The Foo Fighters have this awesome song that my husband just loves. It's called "My Hero." There are various sources that say this song is a tribute to Kurt Cobain, but then others say that's made up, so who knows. It doesn't really matter for the point of my post, anyway. Moving on... It's a pretty fantastic song. I enjoy it quite a bit too. Of course, as is the case with most songs, I prefer the acoustic version. Here's a youtube video of it for those who'd like to listen.
Naturally, since Jake loves the song so much, when I hear the opening, I automatically think of him. However, over time, it's really become a song to me that is about him. Truthfully.
As I mentioned in my last blog, I had surgery last week to remove a cyst on my tail bone.
My husband has been absolutely wonderful. He not only took me in for surgery and brought me home, but has been working really hard for me to heal.
That means that he's been doing most of the chores and taking care of the baby. Yes, he's basically taken on my role while I'm home, and also his own while he's home, and even went to work yesterday to make sure we would have funds to get us by. He's been working really, really hard.
I don't know how to tell him properly that I appreciate his dedication and loyalty, his love and compassion, and his selflessness as much as I really do. I used to feel like I was quite a linguist, but then I realize that my emotions don't always line up with words as well as I'd like... meaning, words aren't as meaningful as I'd hoped. I've given gifts and planned dates or outings for us in the past to show appreciation, but that doesn't always cut it either.
Maybe I'll let him take a nice long nap. Haha.
Seriously though, he's been the biggest blessing this week.
I haven't been able to move well, sit against my back, bend, and lift things. So, while I feel I've been neglecting Spencer, Jake has really been there. He has given most every bottle, baby food meal, every bath, changed nearly every diaper, picked him up almost every time he was sad, and he has gotten up every single time in the middle of the night, except once last night, because I was up and felt like I could manage.
That's right. Wednesday night, Thursday night, Friday night, and Saturday night... every time Spencer woke, except once.

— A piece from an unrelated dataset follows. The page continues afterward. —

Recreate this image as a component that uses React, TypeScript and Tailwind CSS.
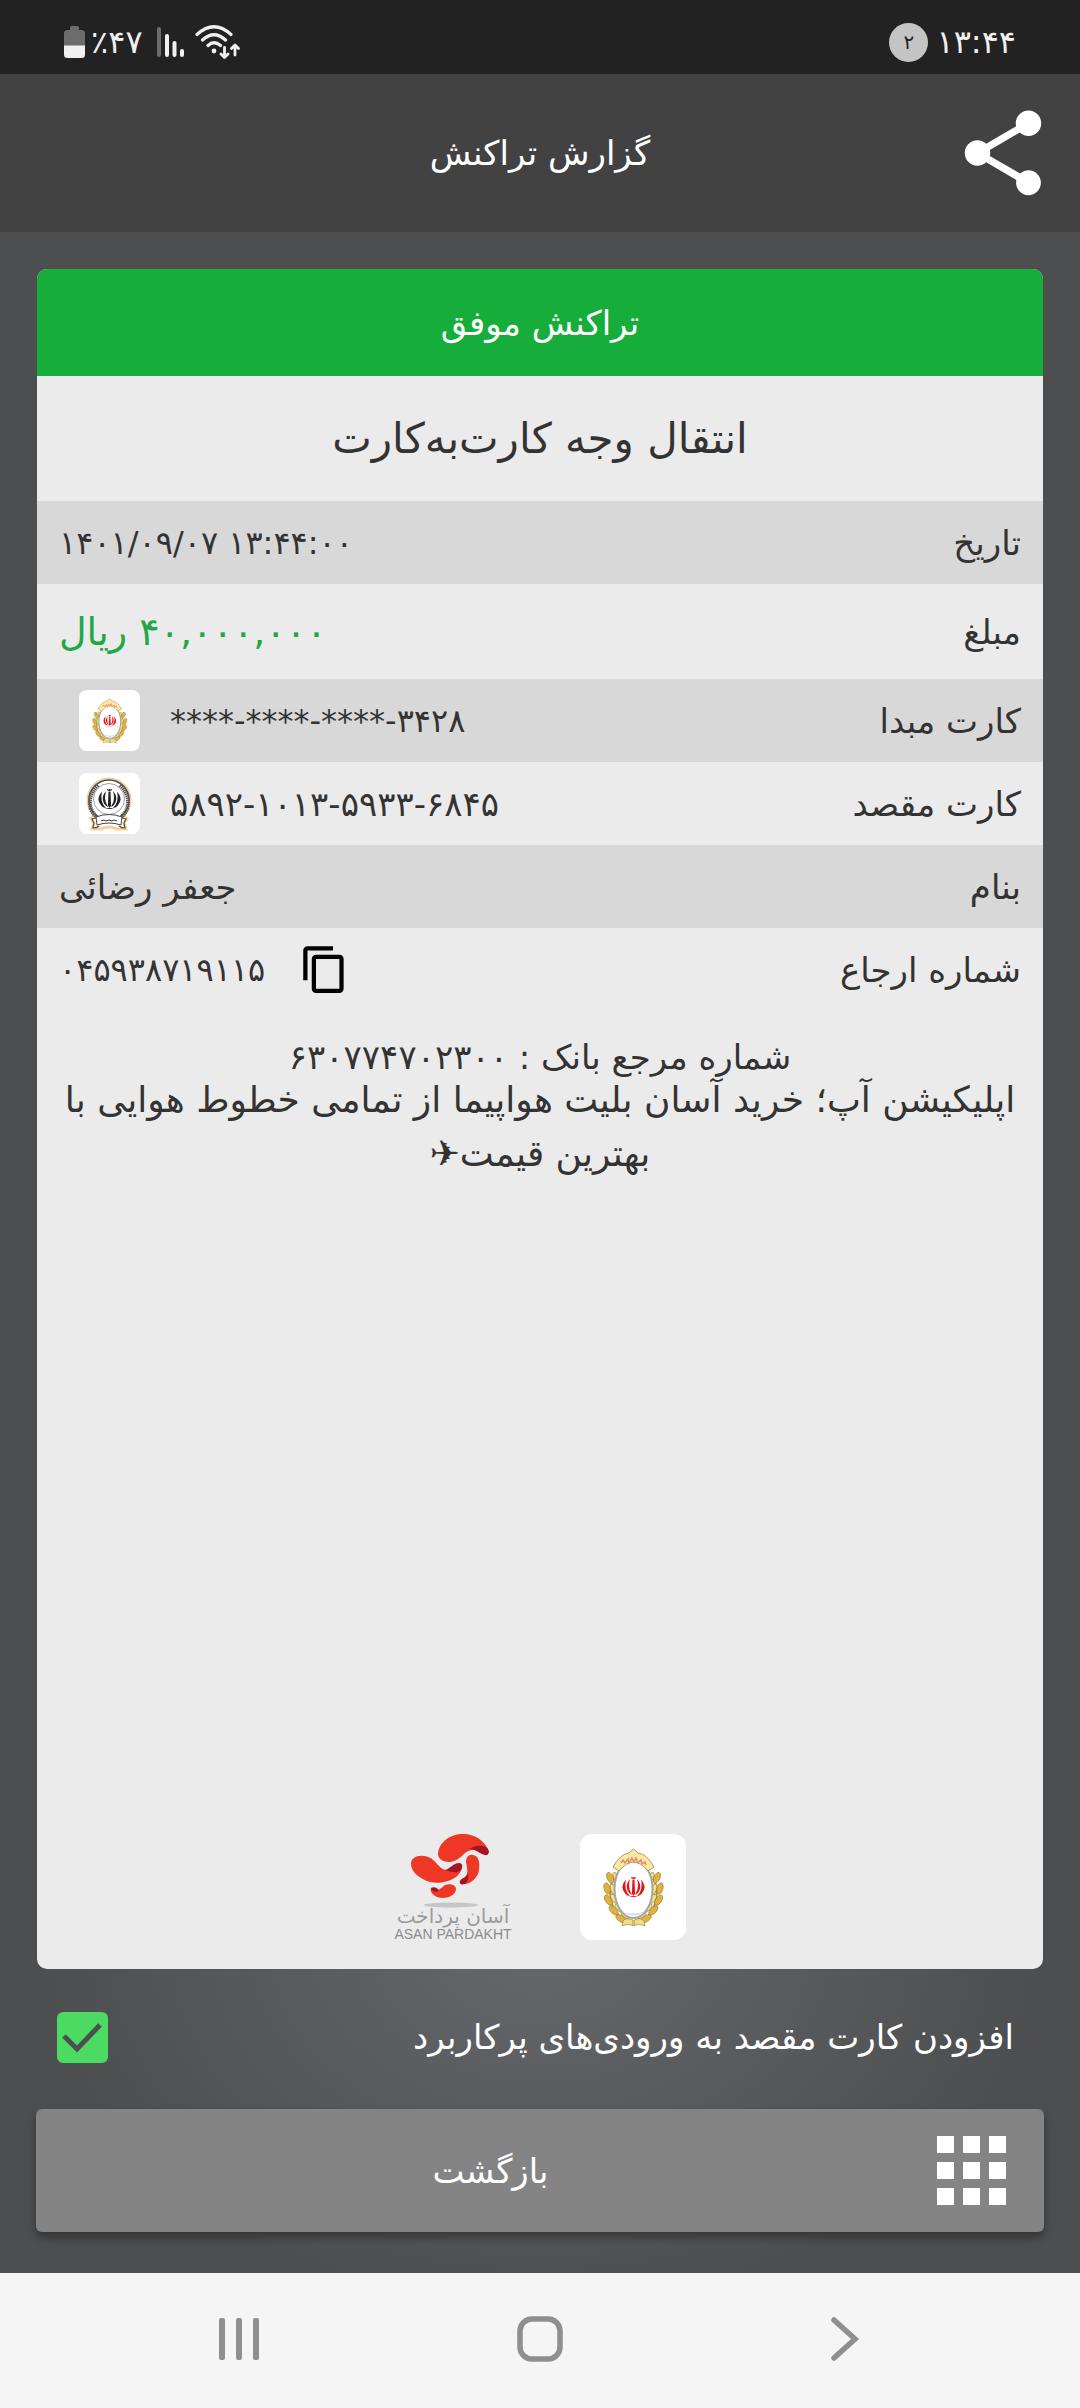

For the record, Spencer hasn't been a real peach the past few nights, either. It turns out, after Jake took him into acute care this morning, he has another ear infection. That explains the various fevers and waking up screaming multiple times in the night.
I must confess, had it been me getting up every night like that, I can't honestly, with 100% certainty say that I wouldn't have let a comment like this slipped through my lips at some point... something like... "Ugh, I'm just so tired since I've had to get up every time."
I wouldn't have even meant for it to be a slam against Jake, but thinking about it, I'm sure he would feel that way, had I said that.
I can say with 100% certainty, however, that he has not once complained about all the extra work he's been putting in around the house, for me to heal. (Or, if he has, I haven't heard it.) He also hasn't said that I have to get up every single time once I'm completely healed for the same number of nights that he's done it for me. I know I wouldn't say that to him (or mean it if I did say it jokingly, as I really might jokingly throw it out there), but I wouldn't blame him for saying it to me.
That's is FANTASTIC.
He has helped me shower. He's helped me put on pants. Helped me put on socks. Helped me put on shoes. Helped me walk, helped me stand up and sit down. And he's made most of the meals... including warming up those that were given to us and serving them.
Yesterday, he worked. I know I whined a few times to him about how hard it was to be at home with sick Spencer, alone, in pain, unable to take my meds, unable to care for him to the "perfection" I try to attain regularly... and yet, when he got home last night, the first thing he said is "You can drug yourself and sleep now."
This morning, he got up early to shower, and take Spencer to the doctor, and is now at church for both services. Spencer is at the church nursery. We weren't sure I should be trying to lift the car seat into the big suburban and then get in it and drive myself, since I can't lean against this tube and it feels like it's pulling and it's painful when I stretch too bad... so I'm home completely alone for the first time since the surgery. I thought it a great opportunity to write this tribute before I go lie down again (because the pain medications are still making me dizzy and woozy).
I am so impressed. I am so grateful. I am SO FORTUNATE that Jake has been here for me.
He really is my hero. He has been in the past for all the small reasons... this is just another, a bigger reason, that he remains my hero.
"There goes my hero, watch him as he goes. There goes my hero, he's ordinary. Kudos my hero, leaving all the best..."
I love you, Jacob (because I know you'll read this).